Still, an apt time to ponder the question of why Rahm would be dispatched to Japan.

His past fundraising may be involved; that was the special skill that got him into politics. He’s likely been busy ducking behind velvet curtains and slithering along baseboards, silently lifting heavy wallets and tossing them with a deep sigh of admiration into gilded Democratic coffers. That must be rewarded.

Still, I like to think Rahm would be shipped to Japan for the same reason Carol Moseley Braun was exiled to New Zealand — because it’s about as far away as they can be sent without leaving the earth’s magnetic field.

Why would he go? Well, Rahm loves to travel, and to seem important, and being an ambassador to a major country combines both. He has to do something. Being a TV pundit obviously fizzled, as did writing books. (What, you missed “The Nation City: Why Mayors Are Now Running the World”? Don’t feel bad, you’re not alone.)

The downside of course is the prospect of a nomination hearing, where progressives, who hate Rahm for a variety of sins, from kneecapping Barack Obama’s health care reform to dumping bales of your tax money over the body of Laquan McDonald in a futile attempt to conceal the murder.

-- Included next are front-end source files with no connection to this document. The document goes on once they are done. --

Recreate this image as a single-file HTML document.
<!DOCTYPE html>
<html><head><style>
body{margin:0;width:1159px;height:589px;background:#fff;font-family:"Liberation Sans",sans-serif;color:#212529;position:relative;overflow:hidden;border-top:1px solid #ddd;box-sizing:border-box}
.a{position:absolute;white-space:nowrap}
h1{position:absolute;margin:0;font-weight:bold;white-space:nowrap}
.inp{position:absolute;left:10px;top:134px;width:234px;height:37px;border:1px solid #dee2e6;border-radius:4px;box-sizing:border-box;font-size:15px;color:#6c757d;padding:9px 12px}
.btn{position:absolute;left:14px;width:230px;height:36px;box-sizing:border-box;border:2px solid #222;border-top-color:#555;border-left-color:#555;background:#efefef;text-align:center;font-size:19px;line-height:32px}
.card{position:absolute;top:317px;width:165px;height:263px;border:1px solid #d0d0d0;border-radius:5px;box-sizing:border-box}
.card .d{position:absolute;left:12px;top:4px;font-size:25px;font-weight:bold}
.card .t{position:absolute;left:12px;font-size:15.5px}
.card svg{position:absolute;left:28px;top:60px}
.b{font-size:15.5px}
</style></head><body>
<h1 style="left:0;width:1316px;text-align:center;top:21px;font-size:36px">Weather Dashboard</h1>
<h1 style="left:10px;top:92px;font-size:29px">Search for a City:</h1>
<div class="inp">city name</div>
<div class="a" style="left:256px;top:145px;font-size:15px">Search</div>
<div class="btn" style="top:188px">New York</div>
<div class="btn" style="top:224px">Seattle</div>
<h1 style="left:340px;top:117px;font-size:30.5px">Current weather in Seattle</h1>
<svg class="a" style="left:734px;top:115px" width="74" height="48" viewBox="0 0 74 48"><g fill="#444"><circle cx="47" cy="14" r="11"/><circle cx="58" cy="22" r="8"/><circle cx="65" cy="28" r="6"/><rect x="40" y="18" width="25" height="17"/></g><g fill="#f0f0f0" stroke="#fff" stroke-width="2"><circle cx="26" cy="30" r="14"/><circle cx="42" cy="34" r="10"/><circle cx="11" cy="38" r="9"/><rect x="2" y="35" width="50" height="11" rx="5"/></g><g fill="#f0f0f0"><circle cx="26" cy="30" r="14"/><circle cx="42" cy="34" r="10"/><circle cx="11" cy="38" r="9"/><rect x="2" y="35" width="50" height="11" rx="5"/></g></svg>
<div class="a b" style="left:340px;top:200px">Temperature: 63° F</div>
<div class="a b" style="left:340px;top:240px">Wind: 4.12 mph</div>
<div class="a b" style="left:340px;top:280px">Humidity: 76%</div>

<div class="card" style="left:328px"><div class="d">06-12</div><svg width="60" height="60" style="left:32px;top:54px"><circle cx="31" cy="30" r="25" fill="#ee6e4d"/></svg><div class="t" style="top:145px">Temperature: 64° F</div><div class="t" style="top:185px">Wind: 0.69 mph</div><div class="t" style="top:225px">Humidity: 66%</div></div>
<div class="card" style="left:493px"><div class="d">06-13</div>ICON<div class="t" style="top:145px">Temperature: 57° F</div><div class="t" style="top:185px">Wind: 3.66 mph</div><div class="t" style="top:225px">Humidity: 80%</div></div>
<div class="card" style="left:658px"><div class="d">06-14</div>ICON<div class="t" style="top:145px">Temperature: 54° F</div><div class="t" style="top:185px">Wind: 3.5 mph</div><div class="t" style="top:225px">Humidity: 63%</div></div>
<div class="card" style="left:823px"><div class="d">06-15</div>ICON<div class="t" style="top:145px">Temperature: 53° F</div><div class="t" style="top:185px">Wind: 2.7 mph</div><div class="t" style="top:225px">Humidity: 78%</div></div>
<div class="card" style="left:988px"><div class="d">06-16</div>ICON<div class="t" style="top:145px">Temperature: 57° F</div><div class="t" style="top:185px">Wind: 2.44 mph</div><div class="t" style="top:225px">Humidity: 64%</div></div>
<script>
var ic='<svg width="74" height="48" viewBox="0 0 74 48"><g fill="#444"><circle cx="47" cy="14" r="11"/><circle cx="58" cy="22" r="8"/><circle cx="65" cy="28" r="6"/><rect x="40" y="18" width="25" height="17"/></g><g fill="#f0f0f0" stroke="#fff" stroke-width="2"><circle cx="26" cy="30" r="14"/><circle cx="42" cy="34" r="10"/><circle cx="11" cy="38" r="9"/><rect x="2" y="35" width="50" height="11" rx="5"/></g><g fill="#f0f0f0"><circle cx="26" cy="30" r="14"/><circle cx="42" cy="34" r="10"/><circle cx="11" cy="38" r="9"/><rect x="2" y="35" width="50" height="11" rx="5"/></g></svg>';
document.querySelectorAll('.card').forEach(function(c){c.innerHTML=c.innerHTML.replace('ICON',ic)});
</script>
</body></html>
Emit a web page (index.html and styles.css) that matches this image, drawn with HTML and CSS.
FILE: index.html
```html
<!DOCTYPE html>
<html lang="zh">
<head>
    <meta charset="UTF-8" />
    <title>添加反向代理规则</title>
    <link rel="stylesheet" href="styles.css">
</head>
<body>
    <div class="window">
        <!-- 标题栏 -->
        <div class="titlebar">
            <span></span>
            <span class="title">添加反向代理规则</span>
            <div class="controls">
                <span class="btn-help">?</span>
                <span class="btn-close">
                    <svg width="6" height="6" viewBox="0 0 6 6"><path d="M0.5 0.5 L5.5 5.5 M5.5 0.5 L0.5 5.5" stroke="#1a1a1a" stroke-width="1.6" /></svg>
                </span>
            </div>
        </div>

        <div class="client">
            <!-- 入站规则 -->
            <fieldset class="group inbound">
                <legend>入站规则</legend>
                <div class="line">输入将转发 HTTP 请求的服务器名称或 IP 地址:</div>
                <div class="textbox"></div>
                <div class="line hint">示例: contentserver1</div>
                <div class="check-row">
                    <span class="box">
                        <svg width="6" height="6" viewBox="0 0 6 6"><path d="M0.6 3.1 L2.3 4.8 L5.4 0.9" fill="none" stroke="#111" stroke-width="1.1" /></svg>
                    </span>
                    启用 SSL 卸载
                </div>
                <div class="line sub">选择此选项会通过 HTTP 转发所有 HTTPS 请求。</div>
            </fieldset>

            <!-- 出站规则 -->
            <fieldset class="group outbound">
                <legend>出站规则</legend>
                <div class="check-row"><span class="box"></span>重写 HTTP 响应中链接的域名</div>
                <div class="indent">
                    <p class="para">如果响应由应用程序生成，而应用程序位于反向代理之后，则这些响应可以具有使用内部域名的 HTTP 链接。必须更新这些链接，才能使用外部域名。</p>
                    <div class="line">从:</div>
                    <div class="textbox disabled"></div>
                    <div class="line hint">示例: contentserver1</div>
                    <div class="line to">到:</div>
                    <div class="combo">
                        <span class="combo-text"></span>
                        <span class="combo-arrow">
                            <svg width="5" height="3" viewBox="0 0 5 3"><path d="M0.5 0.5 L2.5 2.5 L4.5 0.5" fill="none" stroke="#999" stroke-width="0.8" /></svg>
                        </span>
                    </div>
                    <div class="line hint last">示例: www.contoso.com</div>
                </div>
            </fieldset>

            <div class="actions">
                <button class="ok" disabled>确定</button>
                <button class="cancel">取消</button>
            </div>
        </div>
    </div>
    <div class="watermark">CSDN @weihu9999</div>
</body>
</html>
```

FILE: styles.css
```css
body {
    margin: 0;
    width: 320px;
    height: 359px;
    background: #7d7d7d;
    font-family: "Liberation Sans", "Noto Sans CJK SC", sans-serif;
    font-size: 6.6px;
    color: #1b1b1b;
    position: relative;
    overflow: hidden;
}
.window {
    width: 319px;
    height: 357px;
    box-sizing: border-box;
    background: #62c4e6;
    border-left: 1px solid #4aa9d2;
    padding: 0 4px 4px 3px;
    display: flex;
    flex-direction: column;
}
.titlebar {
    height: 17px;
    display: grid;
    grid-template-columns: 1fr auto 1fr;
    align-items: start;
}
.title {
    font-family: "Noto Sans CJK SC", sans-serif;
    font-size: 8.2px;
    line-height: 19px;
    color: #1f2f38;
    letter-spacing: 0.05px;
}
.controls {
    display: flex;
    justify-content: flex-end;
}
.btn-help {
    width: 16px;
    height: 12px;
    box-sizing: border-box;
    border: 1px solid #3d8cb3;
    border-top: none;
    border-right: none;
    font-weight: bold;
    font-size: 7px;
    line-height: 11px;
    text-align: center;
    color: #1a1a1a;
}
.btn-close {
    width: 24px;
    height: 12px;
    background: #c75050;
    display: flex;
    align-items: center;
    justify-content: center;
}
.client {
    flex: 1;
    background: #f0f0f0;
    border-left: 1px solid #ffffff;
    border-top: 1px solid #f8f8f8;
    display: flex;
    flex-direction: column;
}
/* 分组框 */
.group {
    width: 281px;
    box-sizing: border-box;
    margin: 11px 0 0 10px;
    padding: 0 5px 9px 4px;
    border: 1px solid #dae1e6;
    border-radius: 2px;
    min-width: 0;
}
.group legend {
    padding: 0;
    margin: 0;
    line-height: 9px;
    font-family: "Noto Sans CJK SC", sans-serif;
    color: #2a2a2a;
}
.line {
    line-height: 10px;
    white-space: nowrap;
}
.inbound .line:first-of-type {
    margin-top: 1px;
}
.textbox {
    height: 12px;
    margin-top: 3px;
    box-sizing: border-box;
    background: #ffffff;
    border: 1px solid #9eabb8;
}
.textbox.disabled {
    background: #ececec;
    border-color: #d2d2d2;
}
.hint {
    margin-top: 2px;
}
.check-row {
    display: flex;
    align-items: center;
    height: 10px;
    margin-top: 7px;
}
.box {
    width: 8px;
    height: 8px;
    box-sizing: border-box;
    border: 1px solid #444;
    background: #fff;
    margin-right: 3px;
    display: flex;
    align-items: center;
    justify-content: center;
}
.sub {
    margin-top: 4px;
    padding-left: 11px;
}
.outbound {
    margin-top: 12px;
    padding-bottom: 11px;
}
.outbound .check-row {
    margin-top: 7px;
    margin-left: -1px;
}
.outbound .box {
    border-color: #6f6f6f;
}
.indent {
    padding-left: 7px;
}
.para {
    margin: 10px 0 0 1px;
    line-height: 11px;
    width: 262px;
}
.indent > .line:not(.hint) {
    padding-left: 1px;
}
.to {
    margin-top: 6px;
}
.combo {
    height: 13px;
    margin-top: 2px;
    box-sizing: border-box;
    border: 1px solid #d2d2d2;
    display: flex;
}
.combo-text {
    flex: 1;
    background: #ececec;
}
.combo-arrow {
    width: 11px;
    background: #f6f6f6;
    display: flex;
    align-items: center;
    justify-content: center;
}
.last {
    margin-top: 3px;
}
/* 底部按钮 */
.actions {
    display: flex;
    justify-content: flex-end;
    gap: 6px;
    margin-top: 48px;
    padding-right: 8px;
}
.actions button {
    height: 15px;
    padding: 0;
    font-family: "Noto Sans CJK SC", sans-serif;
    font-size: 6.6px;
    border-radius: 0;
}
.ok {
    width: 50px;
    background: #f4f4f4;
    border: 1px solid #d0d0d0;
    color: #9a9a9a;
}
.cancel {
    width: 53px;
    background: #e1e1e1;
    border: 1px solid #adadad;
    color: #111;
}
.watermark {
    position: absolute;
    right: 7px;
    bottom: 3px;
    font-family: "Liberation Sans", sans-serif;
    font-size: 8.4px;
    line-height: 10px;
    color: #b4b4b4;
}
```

I see it differently. As an opportunity. How much do you know about Japan? Sushi, Godzilla, manga comics and … that’s about it, right? You couldn’t name the prime minister if I put a gun to your head. Don’t feel bad. Neither could I, and I’ve been to Japan, several times, and try to keep current on these things. I thought the prime minister was still right-wing nationalist creep Shinzo Abe. But he retired last September. Whoops. It’s now … Yoshihide Suga, an Abe underling who is also itching to get Japan back into the war business.

See? Rahm hasn’t even been officially nominated for the ambassadorship and already he’s doing good, spreading knowledge. I checked out the ambassador’s residence in Tokyo since, given the cramped real estate there, for one wild moment I happily pictured it as a cramped cubbyhole in Akasaka Mitsuke, a densely crowded area of a densely crowded city. No such luck. Three acres, with a weird white stucco kinda Moorish building. Not Winfield House, but not bad. Rahm will feel at home, and we’ll love having him there.